The mobile network has launched its own phone in a bid to take a stake in Africa’s mobile hardware market, it’s unclear if it’ll be able to dominate like it has on the continent. The “smart feature” phone will be available in Nigeria and South Africa in the first quarter of 2019, and will retail at $20 to $25, MTN said in a statement. It will also eventually be available in the 15 other African states where MTN operates.

For its “smart feature” phone, MTN isn’t reinventing the wheel, and instead found partners with proven success in emerging markets. The phone’s hardware is created by China Mobile, with a faster 3G smart chipset created by Chinese technology company Unisoc. The tech manufacturer has already worked in Africa for over a decade, with feature phones like South Africa’s MobiCel. The phone may not have the advanced computing abilities that would make it a smartphone, but it has a specialized operating system that allows it to run popular social media apps and simple email formats.

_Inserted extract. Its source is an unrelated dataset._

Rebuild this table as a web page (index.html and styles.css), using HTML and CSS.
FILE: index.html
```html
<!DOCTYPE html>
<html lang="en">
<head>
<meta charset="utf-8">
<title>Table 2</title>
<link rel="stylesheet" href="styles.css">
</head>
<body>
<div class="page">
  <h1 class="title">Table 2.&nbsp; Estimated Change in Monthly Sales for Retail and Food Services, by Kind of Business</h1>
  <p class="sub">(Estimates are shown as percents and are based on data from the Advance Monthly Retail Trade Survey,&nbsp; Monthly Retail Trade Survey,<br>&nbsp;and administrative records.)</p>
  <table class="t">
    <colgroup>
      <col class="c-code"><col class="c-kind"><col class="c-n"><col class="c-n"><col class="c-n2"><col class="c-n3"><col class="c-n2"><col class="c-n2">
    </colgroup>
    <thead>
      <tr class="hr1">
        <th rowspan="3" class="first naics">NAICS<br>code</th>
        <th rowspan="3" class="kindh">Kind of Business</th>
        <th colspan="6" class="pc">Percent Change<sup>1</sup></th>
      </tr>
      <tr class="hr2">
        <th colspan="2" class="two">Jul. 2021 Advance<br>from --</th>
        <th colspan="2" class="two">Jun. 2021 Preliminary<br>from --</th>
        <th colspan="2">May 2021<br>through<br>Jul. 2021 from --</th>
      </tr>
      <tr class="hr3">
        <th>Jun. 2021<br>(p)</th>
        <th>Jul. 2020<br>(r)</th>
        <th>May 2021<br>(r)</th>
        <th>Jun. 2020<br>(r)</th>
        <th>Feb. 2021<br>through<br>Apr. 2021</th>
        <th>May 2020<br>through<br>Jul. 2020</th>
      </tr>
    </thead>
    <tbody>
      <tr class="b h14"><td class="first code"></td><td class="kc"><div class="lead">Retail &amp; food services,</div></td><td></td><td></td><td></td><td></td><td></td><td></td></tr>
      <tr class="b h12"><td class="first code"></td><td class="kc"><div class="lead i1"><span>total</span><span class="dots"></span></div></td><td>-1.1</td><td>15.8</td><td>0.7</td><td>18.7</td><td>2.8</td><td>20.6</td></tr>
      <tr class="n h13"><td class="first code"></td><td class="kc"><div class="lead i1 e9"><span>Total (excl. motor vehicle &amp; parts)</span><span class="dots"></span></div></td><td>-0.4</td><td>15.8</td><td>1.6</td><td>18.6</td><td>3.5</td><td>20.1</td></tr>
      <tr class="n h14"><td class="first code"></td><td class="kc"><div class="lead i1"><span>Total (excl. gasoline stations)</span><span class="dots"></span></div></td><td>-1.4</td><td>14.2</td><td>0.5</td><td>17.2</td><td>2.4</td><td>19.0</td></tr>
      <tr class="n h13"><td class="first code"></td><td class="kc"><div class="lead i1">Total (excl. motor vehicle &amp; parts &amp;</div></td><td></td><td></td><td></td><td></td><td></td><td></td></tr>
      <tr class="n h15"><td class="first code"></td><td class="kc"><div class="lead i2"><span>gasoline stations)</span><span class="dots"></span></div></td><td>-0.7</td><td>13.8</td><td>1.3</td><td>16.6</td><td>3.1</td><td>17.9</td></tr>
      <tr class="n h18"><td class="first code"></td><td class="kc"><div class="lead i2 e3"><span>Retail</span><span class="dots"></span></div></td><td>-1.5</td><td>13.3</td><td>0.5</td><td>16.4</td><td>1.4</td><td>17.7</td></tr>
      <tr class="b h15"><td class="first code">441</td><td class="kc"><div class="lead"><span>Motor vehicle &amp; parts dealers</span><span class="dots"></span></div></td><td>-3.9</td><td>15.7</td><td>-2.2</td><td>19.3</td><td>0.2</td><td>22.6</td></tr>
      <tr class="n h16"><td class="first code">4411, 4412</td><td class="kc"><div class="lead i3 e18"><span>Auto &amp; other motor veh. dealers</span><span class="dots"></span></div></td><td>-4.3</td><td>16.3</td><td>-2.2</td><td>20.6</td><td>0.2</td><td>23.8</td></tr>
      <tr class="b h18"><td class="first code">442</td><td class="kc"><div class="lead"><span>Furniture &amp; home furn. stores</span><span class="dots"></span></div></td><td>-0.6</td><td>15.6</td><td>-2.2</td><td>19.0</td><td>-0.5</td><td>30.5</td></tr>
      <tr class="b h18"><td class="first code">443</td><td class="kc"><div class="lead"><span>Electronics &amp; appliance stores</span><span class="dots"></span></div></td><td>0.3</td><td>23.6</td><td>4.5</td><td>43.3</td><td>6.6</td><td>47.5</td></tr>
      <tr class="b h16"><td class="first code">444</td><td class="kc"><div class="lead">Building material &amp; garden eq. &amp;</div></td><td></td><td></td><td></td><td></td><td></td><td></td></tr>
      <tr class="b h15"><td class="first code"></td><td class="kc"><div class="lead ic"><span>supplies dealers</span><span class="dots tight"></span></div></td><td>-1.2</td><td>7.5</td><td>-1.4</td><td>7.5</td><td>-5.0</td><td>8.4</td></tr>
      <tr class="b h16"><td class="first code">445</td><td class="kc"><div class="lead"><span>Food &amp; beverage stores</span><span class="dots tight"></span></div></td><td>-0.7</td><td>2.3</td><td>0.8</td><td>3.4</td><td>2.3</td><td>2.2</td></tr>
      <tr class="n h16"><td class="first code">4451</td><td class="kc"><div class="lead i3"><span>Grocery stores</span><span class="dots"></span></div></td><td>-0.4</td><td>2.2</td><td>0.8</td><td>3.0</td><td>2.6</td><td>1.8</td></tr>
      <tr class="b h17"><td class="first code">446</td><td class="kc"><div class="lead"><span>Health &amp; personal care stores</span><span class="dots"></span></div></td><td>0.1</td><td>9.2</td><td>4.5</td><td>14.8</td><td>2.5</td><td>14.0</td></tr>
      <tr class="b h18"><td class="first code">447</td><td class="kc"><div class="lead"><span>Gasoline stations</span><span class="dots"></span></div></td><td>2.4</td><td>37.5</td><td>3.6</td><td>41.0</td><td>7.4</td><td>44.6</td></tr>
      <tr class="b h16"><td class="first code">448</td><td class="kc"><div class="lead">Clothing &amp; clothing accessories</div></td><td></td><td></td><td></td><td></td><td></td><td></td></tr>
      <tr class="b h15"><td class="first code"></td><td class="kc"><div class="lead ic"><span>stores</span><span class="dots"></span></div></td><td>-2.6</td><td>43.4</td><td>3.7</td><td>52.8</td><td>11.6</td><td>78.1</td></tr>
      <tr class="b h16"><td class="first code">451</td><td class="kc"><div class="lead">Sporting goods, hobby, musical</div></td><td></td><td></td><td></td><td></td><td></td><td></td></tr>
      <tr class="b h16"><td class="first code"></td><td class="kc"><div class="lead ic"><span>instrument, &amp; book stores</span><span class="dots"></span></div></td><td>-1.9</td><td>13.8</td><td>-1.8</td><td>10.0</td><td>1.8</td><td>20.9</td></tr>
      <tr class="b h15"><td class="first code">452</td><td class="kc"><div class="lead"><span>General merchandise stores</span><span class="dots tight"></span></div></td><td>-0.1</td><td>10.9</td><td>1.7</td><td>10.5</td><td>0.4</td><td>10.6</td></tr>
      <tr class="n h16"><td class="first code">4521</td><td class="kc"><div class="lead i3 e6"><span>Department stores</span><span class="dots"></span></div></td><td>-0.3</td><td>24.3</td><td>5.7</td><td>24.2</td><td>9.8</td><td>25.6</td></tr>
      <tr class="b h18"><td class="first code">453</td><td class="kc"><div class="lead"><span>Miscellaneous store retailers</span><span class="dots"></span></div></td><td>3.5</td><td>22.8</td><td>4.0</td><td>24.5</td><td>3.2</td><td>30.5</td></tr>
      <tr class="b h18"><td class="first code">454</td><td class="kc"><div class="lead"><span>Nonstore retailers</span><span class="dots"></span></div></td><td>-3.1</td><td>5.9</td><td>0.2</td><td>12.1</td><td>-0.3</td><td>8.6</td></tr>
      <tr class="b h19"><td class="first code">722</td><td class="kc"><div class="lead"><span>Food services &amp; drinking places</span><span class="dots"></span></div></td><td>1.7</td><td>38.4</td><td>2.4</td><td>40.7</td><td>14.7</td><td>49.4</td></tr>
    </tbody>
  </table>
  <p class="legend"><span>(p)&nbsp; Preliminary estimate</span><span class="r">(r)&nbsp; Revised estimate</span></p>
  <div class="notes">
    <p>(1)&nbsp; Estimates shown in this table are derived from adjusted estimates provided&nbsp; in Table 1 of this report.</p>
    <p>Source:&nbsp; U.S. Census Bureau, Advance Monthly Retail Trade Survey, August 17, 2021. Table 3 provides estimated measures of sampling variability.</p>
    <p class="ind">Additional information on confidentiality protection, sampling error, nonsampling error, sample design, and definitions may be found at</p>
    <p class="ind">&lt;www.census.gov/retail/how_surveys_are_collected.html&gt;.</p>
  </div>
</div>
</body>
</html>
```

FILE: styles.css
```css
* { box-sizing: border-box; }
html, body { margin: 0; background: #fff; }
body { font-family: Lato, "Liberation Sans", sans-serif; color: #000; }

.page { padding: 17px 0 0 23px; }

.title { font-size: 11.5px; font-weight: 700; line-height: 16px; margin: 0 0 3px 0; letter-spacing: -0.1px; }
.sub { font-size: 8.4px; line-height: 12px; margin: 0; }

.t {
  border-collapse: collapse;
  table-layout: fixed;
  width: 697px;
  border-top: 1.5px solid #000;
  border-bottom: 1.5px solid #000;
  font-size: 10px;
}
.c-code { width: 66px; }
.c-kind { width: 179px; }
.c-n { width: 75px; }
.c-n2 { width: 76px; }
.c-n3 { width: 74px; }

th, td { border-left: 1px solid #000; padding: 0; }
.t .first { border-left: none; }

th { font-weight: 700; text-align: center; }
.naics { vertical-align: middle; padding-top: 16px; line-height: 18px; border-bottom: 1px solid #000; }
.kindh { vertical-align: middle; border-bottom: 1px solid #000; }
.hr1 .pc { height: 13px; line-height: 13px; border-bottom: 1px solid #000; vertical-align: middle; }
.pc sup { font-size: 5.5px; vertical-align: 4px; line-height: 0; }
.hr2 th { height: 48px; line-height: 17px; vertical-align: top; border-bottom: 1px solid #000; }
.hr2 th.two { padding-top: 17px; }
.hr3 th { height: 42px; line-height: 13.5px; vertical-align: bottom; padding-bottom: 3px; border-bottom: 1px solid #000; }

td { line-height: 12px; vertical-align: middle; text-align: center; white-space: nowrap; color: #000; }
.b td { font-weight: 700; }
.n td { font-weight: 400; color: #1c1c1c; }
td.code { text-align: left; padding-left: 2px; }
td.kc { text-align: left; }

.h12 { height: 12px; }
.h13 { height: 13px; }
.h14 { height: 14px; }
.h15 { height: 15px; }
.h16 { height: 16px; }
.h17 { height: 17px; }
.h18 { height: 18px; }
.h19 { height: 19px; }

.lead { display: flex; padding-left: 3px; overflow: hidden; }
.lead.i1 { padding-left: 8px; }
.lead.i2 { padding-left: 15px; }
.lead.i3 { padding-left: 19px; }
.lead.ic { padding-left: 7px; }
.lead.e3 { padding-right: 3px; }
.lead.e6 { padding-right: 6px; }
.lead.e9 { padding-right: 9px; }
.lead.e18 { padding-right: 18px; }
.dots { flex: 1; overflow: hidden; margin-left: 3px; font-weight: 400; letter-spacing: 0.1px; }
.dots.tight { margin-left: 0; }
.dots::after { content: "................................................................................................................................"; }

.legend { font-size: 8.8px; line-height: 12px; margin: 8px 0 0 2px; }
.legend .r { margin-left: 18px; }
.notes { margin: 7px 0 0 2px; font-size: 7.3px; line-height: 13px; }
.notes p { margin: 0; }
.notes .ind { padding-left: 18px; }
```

MTN launches smart feature phone for African users
Image: MTN

The phone’s operating system is run by KaiOS technologies, which specializes in creating a smart phone user experience for feature phones. Headquartered in California, the company has seen its biggest growth in India. For MTN, KaiOS says it will have localized apps along with international favorites.

The MTN “smart feature phone” offers users wifi and Bluetooth connectivity, the Google assistant and ease of access to social media apps. The phone also has a front and back camera and promises a longer battery life, which would be a plus in a market where electricity is not always guaranteed.

All of this makes for a potentially attractive yet accessible phone, which could be a win in the African market. Feature phones with limited internet access still dominate here largely due to price.

With more than 225 million subscribers, mostly in Africa, but also Syria, Iraq, Afghanistan and Yemen, MTN has expanded in a relatively short 24 years with South Africa as its base. Now, with its own handset, it may truly monopolize the market.

MTN will have seen the success of another Chinese player, Transsion, which now makes and sells the most phones in Africa. It has been able to overtake more established brands by offering simple and affordable feature and smartphones across the continent.